I’m thrilled to have had a conversation with two incredible minds, at different stages of their career, Mark Wunderlich and Shanta Lee Gander. Mark talks how he almost became CIA, but thanks to “early luck” in having some amazing creative writing teachers (“This creature comes into the room–she was wearing all purple. Her winter coat was a cape!…Who is this glamorous creature who has come into our lives?”)–didn’t. In a very different vein, Gander “came to writing as a punishment” including a teacher making her copy out dictionary pages. She figured out that writing was a way to talk to the page in the way you couldn’t talk to adults. “When I started reading Victorian Literature, I was like ‘Oh! I belong there.’” The “Zig-zaggy path” towards poetry.
In creating the manuscript, the book, the process: Mark loves the poem, more than the book; what is the “project”? What does it mean to create a book? Mark talks about looking at the manuscript, asking: “What am I worried about?” “What am I repeating?” “What do these all sound like?”
“If you can’t be free in your life, at least be free in your poems”
“Don’t be the hero and victim in your own poem”
“Endanger yourself in your poems”
–Mark
Shanta discussing the evolution of her newest collection, GHETTOCLAUSTROPHOBIA, which has that characteristic uncertainty that comes in those early stages of the development of the book.
“I knew it was with me” “Entering into these different conversations with different voices”
enjoy listening
Be sure to look at The Snowman by Wallace Stevens, as Mark discusses was pivotal in turning him onto the witchcraft of good verse:
One must have a mind of winter
To regard the frost and the boughs
Of the pine-trees crusted with snow;
And have been cold a long time
To behold the junipers shagged with ice,
The spruces rough in the distant glitter
Of the January sun; and not to think
Of any misery in the sound of the wind,
In the sound of a few leaves,
Which is the sound of the land
Full of the same wind
That is blowing in the same bare place
For the listener, who listens in the snow,
And, nothing himself, beholds
Nothing that is not there and the nothing that is.
(Stevens)
ABOUT THE GUESTS:
Born in 1968, Mark Wunderlich grew up in Fountain City, Wisconsin. He holds an MFA from Columbia University School of the Arts and a BA in German Literature and English from the University of Wisconsin.

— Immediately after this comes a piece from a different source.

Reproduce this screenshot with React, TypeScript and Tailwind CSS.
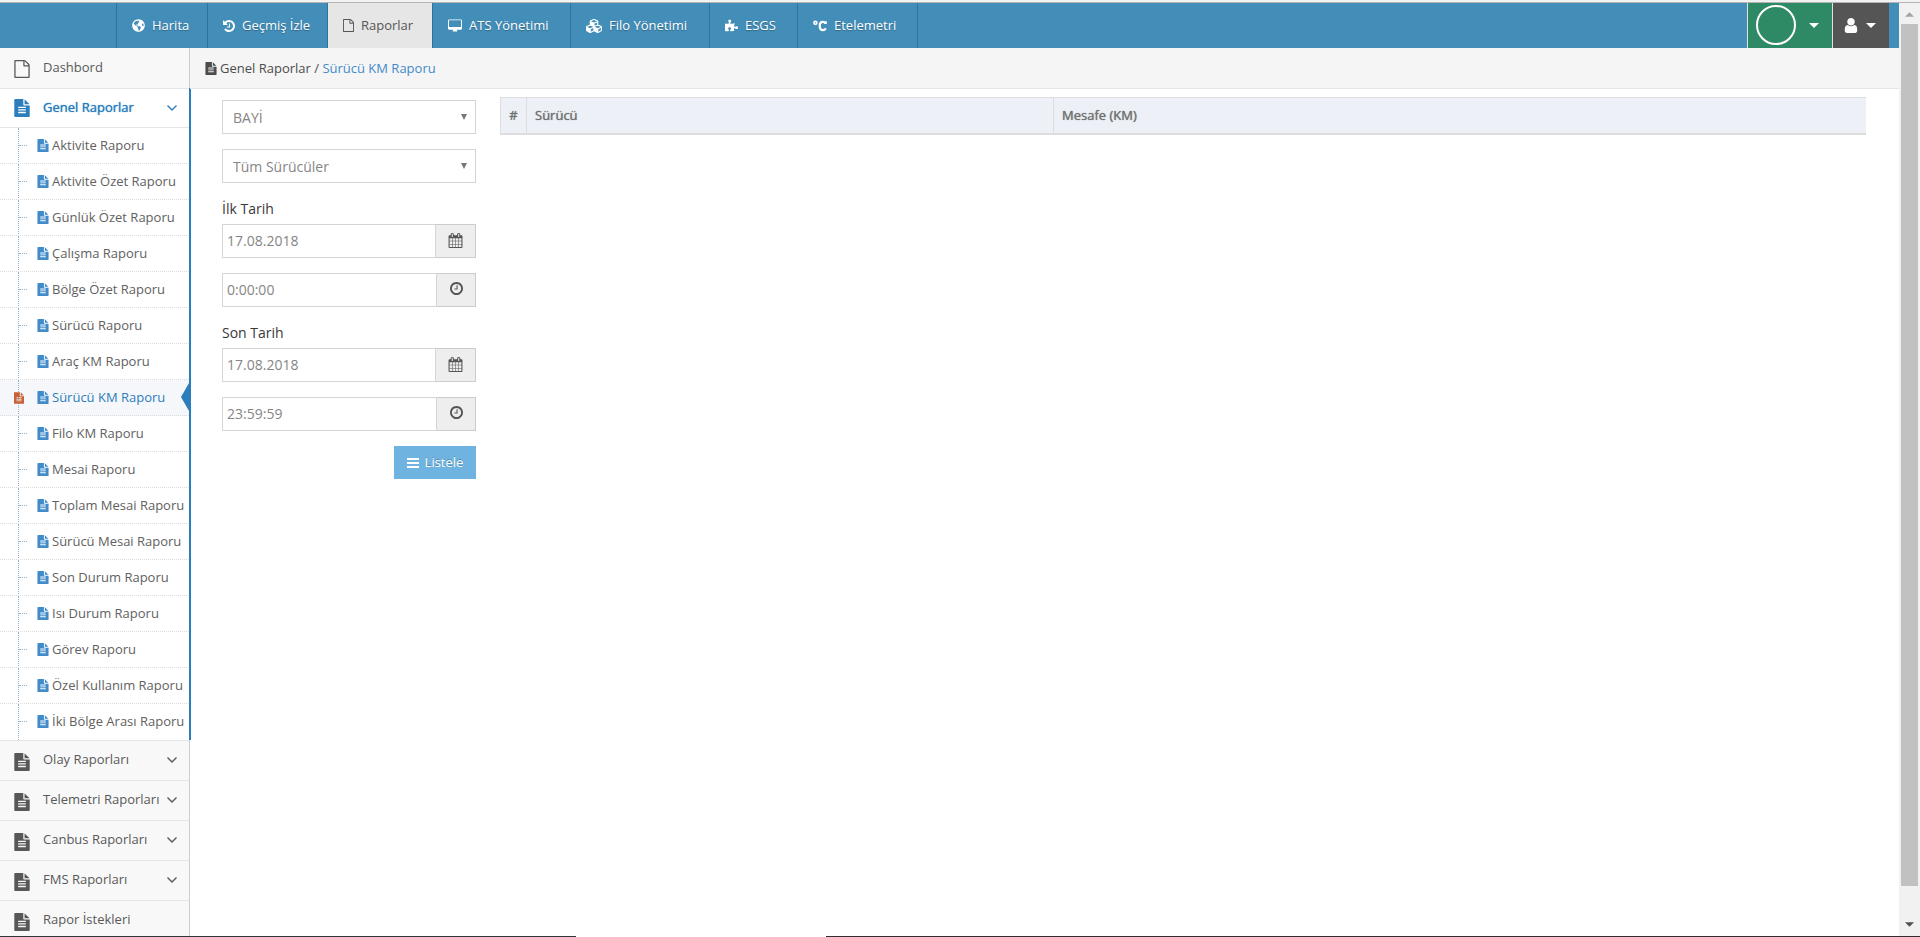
import React from 'react';
import { FaCubes, FaGlobeAmericas, FaPuzzlePiece } from 'react-icons/fa';

type IconProps = { className?: string };

function Glyph({ d, className, viewBox = '0 0 1792 1792' }: IconProps & { d: string; viewBox?: string }) {
  return (
    <svg viewBox={viewBox} fill="currentColor" aria-hidden="true" className={className}>
      <path d={d} />
    </svg>
  );
}

const FileText = ({ className }: IconProps) => (
  <Glyph
    className={className}
    viewBox="128 0 1536 1792"
    d="M1596 476q14 14 28 36h-472v-472q22 14 36 28zm-476 164h544v1056q0 40-28 68t-68 28h-1344q-40 0-68-28t-28-68v-1600q0-40 28-68t68-28h800v544q0 40 28 68t68 28zm160 736v-64q0-14-9-23t-23-9h-704q-14 0-23 9t-9 23v64q0 14 9 23t23 9h704q14 0 23-9t9-23zm0-256v-64q0-14-9-23t-23-9h-704q-14 0-23 9t-9 23v64q0 14 9 23t23 9h704q14 0 23-9t9-23zm0-256v-64q0-14-9-23t-23-9h-704q-14 0-23 9t-9 23v64q0 14 9 23t23 9h704q14 0 23-9t9-23z"
  />
);

const FileOutline = ({ className }: IconProps) => (
  <Glyph
    className={className}
    viewBox="128 0 1536 1792"
    d="M1596 380q28 28 48 76t20 88v1152q0 40-28 68t-68 28h-1344q-40 0-68-28t-28-68v-1600q0-40 28-68t68-28h896q40 0 88 20t76 48zm-444-244v376h376q-10-29-22-41l-313-313q-12-12-41-22zm384 1528v-1024h-416q-40 0-68-28t-28-68v-416h-768v1536h1280z"
  />
);

const History = ({ className }: IconProps) => (
  <Glyph
    className={className}
    viewBox="128 128 1536 1536"
    d="M1664 896q0 156-61 298t-164 245-245 164-298 61q-172 0-327-72.5t-264-204.5q-7-10-6.5-22.5t8.5-20.5l137-138q10-9 25-9 16 2 23 12 73 95 179 147t225 52q104 0 198.5-40.5t163.5-109.5 109.5-163.5 40.5-198.5-40.5-198.5-109.5-163.5-163.5-109.5-198.5-40.5q-98 0-188 35.5t-160 101.5l137 138q31 30 14 69-17 40-59 40h-448q-26 0-45-19t-19-45v-448q0-42 40-59 39-17 69 14l130 129q107-101 244.5-156.5t284.5-55.5q156 0 298 61t245 164 164 245 61 298zm-640-288v448q0 14-9 23t-23 9h-320q-14 0-23-9t-9-23v-64q0-14 9-23t23-9h224v-352q0-14 9-23t23-9h64q14 0 23 9t9 23z"
  />
);

const Desktop = ({ className }: IconProps) => (
  <Glyph
    className={className}
    viewBox="-64 0 1920 1664"
    d="M1728 992v-832q0-13-9.5-22.5t-22.5-9.5h-1600q-13 0-22.5 9.5t-9.5 22.5v832q0 13 9.5 22.5t22.5 9.5h1600q13 0 22.5-9.5t9.5-22.5zm128-832v1088q0 66-47 113t-113 47h-544q0 37 16 77.5t32 71 16 43.5q0 26-19 45t-45 19h-512q-26 0-45-19t-19-45q0-14 16-44t32-70 16-78h-544q-66 0-113-47t-47-113v-1088q0-66 47-113t113-47h1600q66 0 113 47t47 113z"
  />
);

const Calendar = ({ className }: IconProps) => (
  <Glyph
    className={className}
    d="M192 1664h288v-288h-288v288zm352 0h320v-288h-320v288zm-352-352h288v-320h-288v320zm352 0h320v-320h-320v320zm-352-384h288v-288h-288v288zm736 736h320v-288h-320v288zm-384-736h320v-288h-320v288zm768 736h288v-288h-288v288zm-384-352h320v-320h-320v320zm-352-864v-288q0-13-9.5-22.5t-22.5-9.5h-64q-13 0-22.5 9.5t-9.5 22.5v288q0 13 9.5 22.5t22.5 9.5h64q13 0 22.5-9.5t9.5-22.5zm736 864h288v-320h-288v320zm-384-384h320v-288h-320v288zm384 0h288v-288h-288v288zm32-480v-288q0-13-9.5-22.5t-22.5-9.5h-64q-13 0-22.5 9.5t-9.5 22.5v288q0 13 9.5 22.5t22.5 9.5h64q13 0 22.5-9.5t9.5-22.5zm384-64v1280q0 52-38 90t-90 38h-1408q-52 0-90-38t-38-90v-1280q0-52 38-90t90-38h128v-96q0-66 47-113t113-47h64q66 0 113 47t47 113v96h384v-96q0-66 47-113t113-47h64q66 0 113 47t47 113v96h128q52 0 90 38t38 90z"
  />
);

const Clock = ({ className }: IconProps) => (
  <Glyph
    className={className}
    viewBox="128 128 1536 1536"
    d="M1024 544v448q0 14-9 23t-23 9h-320q-14 0-23-9t-9-23v-64q0-14 9-23t23-9h224v-352q0-14 9-23t23-9h64q14 0 23 9t9 23zm416 352q0-148-73-273t-198-198-273-73-273 73-198 198-73 273 73 273 198 198 273 73 273-73 198-198 73-273zm224 0q0 209-103 385.5t-279.5 279.5-385.5 103-385.5-103-279.5-279.5-103-385.5 103-385.5 279.5-279.5 385.5-103 385.5 103 279.5 279.5 103 385.5z"
  />
);

const User = ({ className }: IconProps) => (
  <Glyph
    className={className}
    viewBox="256 128 1280 1536"
    d="M1536 1399q0 109-62.5 187t-150.5 78h-854q-88 0-150.5-78t-62.5-187q0-85 8.5-160.5t31.5-152 58.5-131 94-89 134.5-34.5q131 128 313 128t313-128q76 0 134.5 34.5t94 89 58.5 131 31.5 152 8.5 160.5zm-256-887q0 159-112.5 271.5t-271.5 112.5-271.5-112.5-112.5-271.5 112.5-271.5 271.5-112.5 271.5 112.5 112.5 271.5z"
  />
);

const Celsius = ({ className }: IconProps) => (
  <svg viewBox="0 0 15 12" fill="none" stroke="currentColor" aria-hidden="true" className={className}>
    <circle cx="2.6" cy="2.6" r="1.6" strokeWidth="1.8" />
    <path d="M13.600 3.800V1M13.400 3.600C13 2.200 12 1.600 10.600 1.600C8.400 1.600 7.200 3.200 7.200 6S8.400 10.400 10.600 10.400C12 10.400 13 9.800 13.800 8.600" strokeWidth="2.400" />
  </svg>
);

const Lines = ({ className }: IconProps) => (
  <Glyph className={className} viewBox="0 0 12 10" d="M0 0h12v2H0zM0 4h12v2H0zM0 8h12v2H0z" />
);

const Caret = ({ className }: IconProps) => <Glyph className={className} viewBox="0 0 10 5" d="M0 0h10L5 5z" />;

const ChevronDown = ({ className }: IconProps) => (
  <svg viewBox="0 0 10 6" fill="none" stroke="currentColor" strokeWidth="1.4" aria-hidden="true" className={className}>
    <path d="M.5.5 5 5 9.500.5" />
  </svg>
);

const tabs = [
  { label: 'Harita', icon: <FaGlobeAmericas className="size-[13px]" />, width: 'w-[91px]' },
  { label: 'Geçmiş İzle', icon: <History className="size-3" />, width: 'w-[120px]' },
  { label: 'Raporlar', icon: <FileOutline className="h-[13px] w-[11px]" />, width: 'w-[105px]', active: true },
  { label: 'ATS Yönetimi', icon: <Desktop className="h-[13px] w-[14px]" />, width: 'w-[138px]' },
  { label: 'Filo Yönetimi', icon: <FaCubes className="size-4" />, width: 'w-[139px]' },
  { label: 'ESGS', icon: <FaPuzzlePiece className="size-[13px]" />, width: 'w-[88px]' },
  { label: 'Etelemetri', icon: <Celsius className="h-3 w-[14px]" />, width: 'w-[120px]' },
];

const reports = [
  'Aktivite Raporu',
  'Aktivite Özet Raporu',
  'Günlük Özet Raporu',
  'Çalışma Raporu',
  'Bölge Özet Raporu',
  'Sürücü Raporu',
  'Araç KM Raporu',
  'Sürücü KM Raporu',
  'Filo KM Raporu',
  'Mesai Raporu',
  'Toplam Mesai Raporu',
  'Sürücü Mesai Raporu',
  'Son Durum Raporu',
  'Isı Durum Raporu',
  'Görev Raporu',
  'Özel Kullanım Raporu',
  'İki Bölge Arası Raporu',
];

const groups = [
  { label: 'Olay Raporları', expandable: true },
  { label: 'Telemetri Raporları', expandable: true },
  { label: 'Canbus Raporları', expandable: true },
  { label: 'FMS Raporları', expandable: true },
  { label: 'Rapor İstekleri', expandable: false },
];

function Header() {
  return (
    <header className="flex h-[45px] shrink-0 bg-[#438eb9] text-[13px] text-white">
      <nav className="ml-[116px] flex border-l border-[#2c7499]">
        {tabs.map((t) => (
          <a
            key={t.label}
            href="#"
            className={`flex shrink-0 items-center gap-[7px] border-r border-[#2c7499] pl-[15px] whitespace-nowrap ${t.width} ${
              t.active ? 'bg-[#e6e6e6] text-[#555]' : '[text-shadow:0_1px_1px_rgba(0,0,0,0.3)]'
            }`}
          >
            {t.icon}
            {t.label}
          </a>
        ))}
      </nav>
      <div className="mr-[10px] ml-auto flex">
        <button type="button" aria-label="Firma" className="flex w-[85px] items-center justify-between border-l border-[#e1e1e1] bg-[#2e8965] pr-[13px] pb-px pl-2">
          <span className="size-10 rounded-full border-2 border-white" />
          <Caret className="h-[5px] w-[10px]" />
        </button>
        <button type="button" aria-label="Kullanıcı" className="flex w-[57px] items-center justify-between border-l border-[#e1e1e1] bg-[#555] pr-[13px] pb-px pl-[11px]">
          <User className="h-[15px] w-[14px]" />
          <Caret className="h-[5px] w-[10px]" />
        </button>
      </div>
    </header>
  );
}

function Sidebar() {
  return (
    <aside className="w-[191px] shrink-0 overflow-hidden bg-white text-[13px] text-[#585858]">
      <a href="#" className="mr-px flex h-10 items-center border-r border-[#ccc] bg-[#f8f8f8] pb-px pl-[14px]">
        <FileOutline className="mt-[2px] h-[18px] w-4" />
        <span className="ml-[13px]">Dashbord</span>
      </a>
      <div className="border-r-2 border-[#2b7dbc]">
        <button type="button" className="flex h-10 w-full items-center border-y border-[#e5e5e5] pr-3 pl-[14px] text-[#2b7dbc]">
          <FileText className="h-[18px] w-4" />
          <span className="ml-[13px] [text-shadow:0_0_1px_currentColor]">Genel Raporlar</span>
          <ChevronDown className="ml-auto h-[6px] w-[10px]" />
        </button>
        <ul>
          {reports.map((r) => {
            const active = r === 'Sürücü KM Raporu';
            return (
              <li key={r} className={`group relative flex h-9 ${active ? 'bg-[#f5f7fa]' : ''}`}>
                <span className="ml-[18px] w-0 border-l border-dotted border-[#8fb3d0]" />
                {active ? (
                  <FileText className="absolute top-3 left-[14px] h-3 w-[10px] text-[#c86139]" />
                ) : (
                  <span className="mt-[17px] h-0 w-2 border-t border-dotted border-[#8fb3d0]" />
                )}
                <a
                  href="#"
                  className={`absolute inset-0 flex items-center gap-[3px] border-b border-dotted border-[#dcdcdc] pl-[37px] whitespace-nowrap group-last:border-transparent ${
                    active ? 'text-[#2b7dbc]' : 'text-[#616161]'
                  }`}
                >
                  <FileText className="h-[13px] w-3 shrink-0 text-[#428bca]" />
                  {r}
                </a>
                {active && (
                  <svg viewBox="0 0 8 28" className="absolute top-[3px] right-0 h-7 w-2 fill-[#2b7dbc]" aria-hidden="true">
                    <path d="M8 0v28L0 14z" />
                  </svg>
                )}
              </li>
            );
          })}
        </ul>
      </div>
      <div className="mr-px border-r border-[#ccc] bg-[#f8f8f8]">
        {groups.map((g) => (
          <button key={g.label} type="button" className="flex h-10 w-full items-center border-t border-[#e5e5e5] pr-3 pb-px pl-[14px]">
            <FileText className="mt-[3px] h-[18px] w-4" />
            <span className="ml-[13px]">{g.label}</span>
            {g.expandable && <ChevronDown className="ml-auto h-[6px] w-[10px]" />}
          </button>
        ))}
      </div>
    </aside>
  );
}

function SelectField({ label, value }: { label: string; value: string }) {
  return (
    <div className="relative mb-[15px]">
      <select aria-label={label} className="block h-[34px] w-full appearance-none border border-[#d5d5d5] bg-white px-[10px] pt-[2px] text-sm text-[#858585]">
        <option>{value}</option>
      </select>
      <Glyph viewBox="0 0 6 6" d="M0 0h6L3 6z" className="pointer-events-none absolute top-[14px] right-[9px] size-[6px] text-[#777]" />
    </div>
  );
}

type PickerProps = { id: string; label: string; value: string; kind: 'date' | 'time' };

function PickerField({ id, label, value, kind }: PickerProps) {
  return (
    <div className="mb-[15px] flex h-[34px]">
      <input id={id} aria-label={label} defaultValue={value} className="min-w-0 flex-1 border border-[#d5d5d5] px-1 text-sm text-[#858585]" />
      <button
        type="button"
        aria-label={kind === 'date' ? 'Takvim' : 'Saat'}
        className={`flex items-center justify-center border border-l-0 border-[#ccc] bg-[#eee] text-[#555] ${kind === 'date' ? 'w-10 pb-[2px]' : 'w-[39px] pb-[3px]'}`}
      >
        {kind === 'date' ? <Calendar className="size-[15px]" /> : <Clock className="size-[13px]" />}
      </button>
    </div>
  );
}

function Filters() {
  return (
    <form className="w-[254px] shrink-0 pt-[11px] text-sm text-[#393939]">
      <SelectField label="Bayi" value="BAYİ" />
      <SelectField label="Sürücü" value="Tüm Sürücüler" />
      <label htmlFor="start-date" className="block pt-px pb-[5px] leading-5">İlk Tarih</label>
      <PickerField id="start-date" label="İlk Tarih" value="17.08.2018" kind="date" />
      <PickerField id="start-time" label="İlk saat" value="0:00:00" kind="time" />
      <label htmlFor="end-date" className="block pt-px pb-[5px] leading-5">Son Tarih</label>
      <PickerField id="end-date" label="Son Tarih" value="17.08.2018" kind="date" />
      <PickerField id="end-time" label="Son saat" value="23:59:59" kind="time" />
      <button type="button" className="ml-auto flex h-[33px] w-[82px] items-center justify-center gap-[6px] bg-[#6fb3e0] text-[13px] text-white [text-shadow:0_-1px_0_rgba(0,0,0,0.25)]">
        <Lines className="h-[10px] w-3" />
        Listele
      </button>
    </form>
  );
}

function ReportTable() {
  return (
    <div className="min-w-0 flex-1 pt-2">
      <table className="w-full table-fixed border-collapse text-left text-[13px] text-[#707070]">
        <thead>
          <tr className="h-9 border-t border-b-2 border-[#ddd] bg-[#edf1f7] [text-shadow:0_0_1px_currentColor]">
            <th className="w-[26px] border-x border-[#ddd] text-center font-normal">#</th>
            <th className="w-[38.6%] border-r border-[#ddd] px-2 font-normal">Sürücü</th>
            <th className="px-2 font-normal">Mesafe (KM)</th>
          </tr>
        </thead>
        <tbody />
      </table>
    </div>
  );
}

function ScrollTrack() {
  return (
    <div className="flex w-[21px] shrink-0 flex-col items-center bg-[#f1f1f1]" aria-hidden="true">
      <Caret className="mt-[9px] h-[5px] w-[9px] shrink-0 rotate-180 text-[#a3a3a3]" />
      <div className="mt-[7px] mb-[36px] w-[17px] flex-1 bg-[#c1c1c1]" />
      <Caret className="mb-[9px] h-[5px] w-[9px] shrink-0 text-[#505050]" />
    </div>
  );
}

export default function App() {
  return (
    <div className="flex h-screen flex-col overflow-hidden bg-white font-['Open_Sans','Noto_Sans',sans-serif]">
      <div className="h-[3px] shrink-0 border-b border-[#b4b4b4] bg-[#f2f2f2]" />
      <div className="flex min-h-0 flex-1">
        <div className="flex min-w-0 flex-1 flex-col">
          <Header />
          <div className="flex min-h-0 flex-1">
            <Sidebar />
            <main className="min-w-0 flex-1">
              <div className="-ml-px flex h-[41px] items-center border-b border-[#e5e5e5] bg-[#f5f5f5] pt-px pl-[15px] text-[13px] text-[#4c4c4c]">
                <FileText className="mr-[3px] h-[13px] w-3" />
                <span>
                  Genel Raporlar /{' '}
                  <a href="#" className="text-[#428bca]">
                    Sürücü KM Raporu
                  </a>
                </span>
              </div>
              <div className="flex gap-6 pr-[33px] pl-[31px]">
                <Filters />
                <ReportTable />
              </div>
            </main>
          </div>
        </div>
        <ScrollTrack />
      </div>
      <div className="flex h-px shrink-0">
        <div className="w-[30%] bg-[#33333b]" />
        <div className="w-[13%]" />
        <div className="flex-1 bg-[#352c30]" />
      </div>
    </div>
  );
}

He is the author of The Earth Avails (Graywolf Press, 2014) and Voluntary Servitude (Graywolf Press, 2004). His first collection, The Anchorage (University of Massachusetts Press, 1999), won the Lambda Literary Award. As J. D. McClatchy said of Wunderlich’s debut, “The Anchorage bravely takes up the raw mess of desire and pain, the cold ache of longing and loss, and in sleek and searing poems exposes the way we live now to the larger powers of the racing heart and the radiant imagination.”
Shanta Lee Gander is an artist and multi-faceted professional. Her artistic endeavors include writing prose, poetry, investigative journalism, and photography.
Her poetry, prose, and personal essays have been featured in PRISM, ITERANT Literary Magazine, Palette Poetry, BLAVITY, DAME Magazine, The Crisis Magazine, Rebelle Society, on the Ms. Magazine Blog, and on a former radio segment Ponder This.
Shanta Lee’s photojournalism has been featured on Vermont Public Radio (VPR.org) and her investigative reporting has been in The Commons weekly newspaper covering Windham County,VT. Shanta Lee is the 2020 recipient of the Arthur Williams Award for Meritorious Service to the Arts and 2020 and named as Diode Editions full-length book contest winner for her debut poetry compilation, Dreamin of Mama While Trying to Speak in Woke Tongues.